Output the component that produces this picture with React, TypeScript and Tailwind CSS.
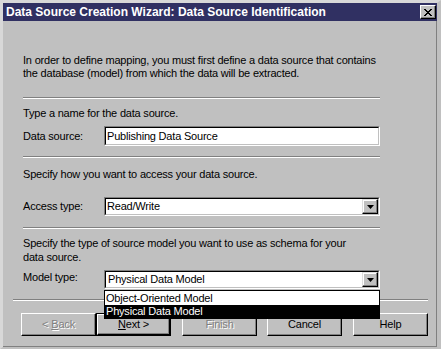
import React from "react";

const font = { fontFamily: '"Liberation Sans", Arial, sans-serif' };

function Sep({ w }: { w: string }) {
  return <div className={`${w} h-[2px] border-t border-t-[#808080] border-b border-b-white`} />;
}

function Sunken({ children, className = "" }: { children: React.ReactNode; className?: string }) {
  return (
    <div
      className={`border border-t-[#808080] border-l-[#808080] border-b-white border-r-white ${className}`}
    >
      <div className="h-full w-full bg-white border border-t-black border-l-black border-b-[#c0c0c0] border-r-[#c0c0c0] flex items-center">
        {children}
      </div>
    </div>
  );
}

function DropBtn() {
  return (
    <div className="ml-auto h-full w-[16px] bg-[#c0c0c0] border border-t-[#dfdfdf] border-l-[#dfdfdf] border-b-black border-r-black flex items-center justify-center shadow-[inset_-1px_-1px_0_#808080,inset_1px_1px_0_#ffffff]">
      <svg width="7" height="4" viewBox="0 0 7 4">
        <path d="M0 0H7L3.5 4Z" fill="#000" />
      </svg>
    </div>
  );
}

function Btn({
  children,
  disabled,
  className = "",
}: {
  children: React.ReactNode;
  disabled?: boolean;
  className?: string;
}) {
  return (
    <div
      className={`w-[75px] h-[23px] bg-[#c0c0c0] border border-t-white border-l-white border-b-black border-r-black shadow-[inset_-1px_-1px_0_#808080] flex items-center justify-center text-[11px] ${
        disabled ? "text-[#808080] [text-shadow:1px_1px_0_#ffffff]" : "text-black"
      } ${className}`}
    >
      {children}
    </div>
  );
}

export default function App() {
  return (
    <div
      style={font}
      className="w-[441px] h-[349px] bg-[#c0c0c0] flex flex-col border-t-[3px] border-l-[3px] border-t-[#d8d8d8] border-l-[#d8d8d8] border-r-[4px] border-r-[#c0c0c0] border-b-[2px] border-b-[#c0c0c0] text-black text-[11px] leading-[13px] tracking-[-0.2px]"
    >
      <div className="h-[18px] bg-[#303062] flex items-center pl-[3px]">
        <span className="text-white font-bold text-[12px] tracking-[0px]">
          Data Source Creation Wizard: Data Source Identification
        </span>
        <div className="ml-auto mr-[1px] w-[16px] h-[14px] bg-[#c0c0c0] border border-t-white border-l-white border-b-black border-r-black shadow-[inset_-1px_-1px_0_#808080] flex items-center justify-center">
          <svg width="8" height="7" viewBox="0 0 8 7">
            <path d="M0 0L7 7M1 0L8 7M7 0L0 7M8 0L1 7" stroke="#000" strokeWidth="1" shapeRendering="crispEdges" />
          </svg>
        </div>
      </div>

      <div className="flex-1 flex flex-col border-r border-b border-r-[#808080] border-b-[#808080]">
        <div className="pl-[20px] flex flex-col">
          <p className="mt-[33px] leading-[13px]">
            In order to define mapping, you must first define a data source that contains
            <br />
            the database (model) from which the data will be extracted.
          </p>
          <div className="mt-[17px]">
            <Sep w="w-[357px]" />
          </div>
          <p className="mt-[8px]">Type a name for the data source.</p>
          <div className="mt-[6px] flex items-center">
            <span className="w-[81px]">Data source:</span>
            <Sunken className="w-[276px] h-[20px]">
              <span className="pl-[1px]">Publishing Data Source</span>
            </Sunken>
          </div>
          <div className="mt-[10px]">
            <Sep w="w-[357px]" />
          </div>
          <p className="mt-[10px]">Specify how you want to access your data source.</p>
          <div className="mt-[16px] flex items-center">
            <span className="w-[81px]">Access type:</span>
            <Sunken className="w-[276px] h-[19px]">
              <span className="pl-[1px]">Read/Write</span>
              <DropBtn />
            </Sunken>
          </div>
          <div className="mt-[11px]">
            <Sep w="w-[357px]" />
          </div>
          <p className="mt-[7px] leading-[14px]">
            Specify the type of source model you want to use as schema for your
            <br />
            data source.
          </p>
          <div className="mt-[6px] flex items-center relative z-10">
            <span className="w-[81px] mb-[4px]">Model type:</span>
            <div className="relative">
              <Sunken className="w-[276px] h-[19px]">
                <span className="pl-[2px]">Physical Data Model</span>
                <DropBtn />
              </Sunken>
              <div className="absolute left-0 top-[20px] w-[276px] border border-black bg-white flex flex-col">
                <div className="h-[14px] pl-[1px] flex items-center">Object-Oriented Model</div>
                <div className="h-[13px] pl-[1px] flex items-center bg-black text-white">Physical Data Model</div>
              </div>
            </div>
          </div>
        </div>

        <div className="pl-[10px] mt-[10px]">
          <Sep w="w-[415px]" />
        </div>

        <div className="mt-[12px] pl-[18px] flex">
          <Btn disabled>
            &lt; <span className="underline ml-[3px]">B</span>ack
          </Btn>
          <div className="w-[75px] h-[23px] border border-black flex">
            <div className="flex-1 bg-[#c0c0c0] border border-t-white border-l-white border-b-black border-r-black shadow-[inset_-1px_-1px_0_#808080] flex items-center justify-center">
              <span className="underline">N</span>ext &gt;
            </div>
          </div>
          <Btn disabled className="ml-[11px]">
            Finish
          </Btn>
          <Btn className="ml-[10px]">Cancel</Btn>
          <Btn className="ml-[11px]">Help</Btn>
        </div>
      </div>
    </div>
  );
}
☆ ☆ ☆ ☆ ☆ ☆ ☆
Copy the whole listing above word for word but do not carry over the pictures.

## FULL RESPONSE
Output the component that produces this picture with React, TypeScript and Tailwind CSS.
import React from "react";

const font = { fontFamily: '"Liberation Sans", Arial, sans-serif' };

function Sep({ w }: { w: string }) {
  return <div className={`${w} h-[2px] border-t border-t-[#808080] border-b border-b-white`} />;
}

function Sunken({ children, className = "" }: { children: React.ReactNode; className?: string }) {
  return (
    <div
      className={`border border-t-[#808080] border-l-[#808080] border-b-white border-r-white ${className}`}
    >
      <div className="h-full w-full bg-white border border-t-black border-l-black border-b-[#c0c0c0] border-r-[#c0c0c0] flex items-center">
        {children}
      </div>
    </div>
  );
}

function DropBtn() {
  return (
    <div className="ml-auto h-full w-[16px] bg-[#c0c0c0] border border-t-[#dfdfdf] border-l-[#dfdfdf] border-b-black border-r-black flex items-center justify-center shadow-[inset_-1px_-1px_0_#808080,inset_1px_1px_0_#ffffff]">
      <svg width="7" height="4" viewBox="0 0 7 4">
        <path d="M0 0H7L3.5 4Z" fill="#000" />
      </svg>
    </div>
  );
}

function Btn({
  children,
  disabled,
  className = "",
}: {
  children: React.ReactNode;
  disabled?: boolean;
  className?: string;
}) {
  return (
    <div
      className={`w-[75px] h-[23px] bg-[#c0c0c0] border border-t-white border-l-white border-b-black border-r-black shadow-[inset_-1px_-1px_0_#808080] flex items-center justify-center text-[11px] ${
        disabled ? "text-[#808080] [text-shadow:1px_1px_0_#ffffff]" : "text-black"
      } ${className}`}
    >
      {children}
    </div>
  );
}

export default function App() {
  return (
    <div
      style={font}
      className="w-[441px] h-[349px] bg-[#c0c0c0] flex flex-col border-t-[3px] border-l-[3px] border-t-[#d8d8d8] border-l-[#d8d8d8] border-r-[4px] border-r-[#c0c0c0] border-b-[2px] border-b-[#c0c0c0] text-black text-[11px] leading-[13px] tracking-[-0.2px]"
    >
      <div className="h-[18px] bg-[#303062] flex items-center pl-[3px]">
        <span className="text-white font-bold text-[12px] tracking-[0px]">
          Data Source Creation Wizard: Data Source Identification
        </span>
        <div className="ml-auto mr-[1px] w-[16px] h-[14px] bg-[#c0c0c0] border border-t-white border-l-white border-b-black border-r-black shadow-[inset_-1px_-1px_0_#808080] flex items-center justify-center">
          <svg width="8" height="7" viewBox="0 0 8 7">
            <path d="M0 0L7 7M1 0L8 7M7 0L0 7M8 0L1 7" stroke="#000" strokeWidth="1" shapeRendering="crispEdges" />
          </svg>
        </div>
      </div>

      <div className="flex-1 flex flex-col border-r border-b border-r-[#808080] border-b-[#808080]">
        <div className="pl-[20px] flex flex-col">
          <p className="mt-[33px] leading-[13px]">
            In order to define mapping, you must first define a data source that contains
            <br />
            the database (model) from which the data will be extracted.
          </p>
          <div className="mt-[17px]">
            <Sep w="w-[357px]" />
          </div>
          <p className="mt-[8px]">Type a name for the data source.</p>
          <div className="mt-[6px] flex items-center">
            <span className="w-[81px]">Data source:</span>
            <Sunken className="w-[276px] h-[20px]">
              <span className="pl-[1px]">Publishing Data Source</span>
            </Sunken>
          </div>
          <div className="mt-[10px]">
            <Sep w="w-[357px]" />
          </div>
          <p className="mt-[10px]">Specify how you want to access your data source.</p>
          <div className="mt-[16px] flex items-center">
            <span className="w-[81px]">Access type:</span>
            <Sunken className="w-[276px] h-[19px]">
              <span className="pl-[1px]">Read/Write</span>
              <DropBtn />
            </Sunken>
          </div>
          <div className="mt-[11px]">
            <Sep w="w-[357px]" />
          </div>
          <p className="mt-[7px] leading-[14px]">
            Specify the type of source model you want to use as schema for your
            <br />
            data source.
          </p>
          <div className="mt-[6px] flex items-center relative z-10">
            <span className="w-[81px] mb-[4px]">Model type:</span>
            <div className="relative">
              <Sunken className="w-[276px] h-[19px]">
                <span className="pl-[2px]">Physical Data Model</span>
                <DropBtn />
              </Sunken>
              <div className="absolute left-0 top-[20px] w-[276px] border border-black bg-white flex flex-col">
                <div className="h-[14px] pl-[1px] flex items-center">Object-Oriented Model</div>
                <div className="h-[13px] pl-[1px] flex items-center bg-black text-white">Physical Data Model</div>
              </div>
            </div>
          </div>
        </div>

        <div className="pl-[10px] mt-[10px]">
          <Sep w="w-[415px]" />
        </div>

        <div className="mt-[12px] pl-[18px] flex">
          <Btn disabled>
            &lt; <span className="underline ml-[3px]">B</span>ack
          </Btn>
          <div className="w-[75px] h-[23px] border border-black flex">
            <div className="flex-1 bg-[#c0c0c0] border border-t-white border-l-white border-b-black border-r-black shadow-[inset_-1px_-1px_0_#808080] flex items-center justify-center">
              <span className="underline">N</span>ext &gt;
            </div>
          </div>
          <Btn disabled className="ml-[11px]">
            Finish
          </Btn>
          <Btn className="ml-[10px]">Cancel</Btn>
          <Btn className="ml-[11px]">Help</Btn>
        </div>
      </div>
    </div>
  );
}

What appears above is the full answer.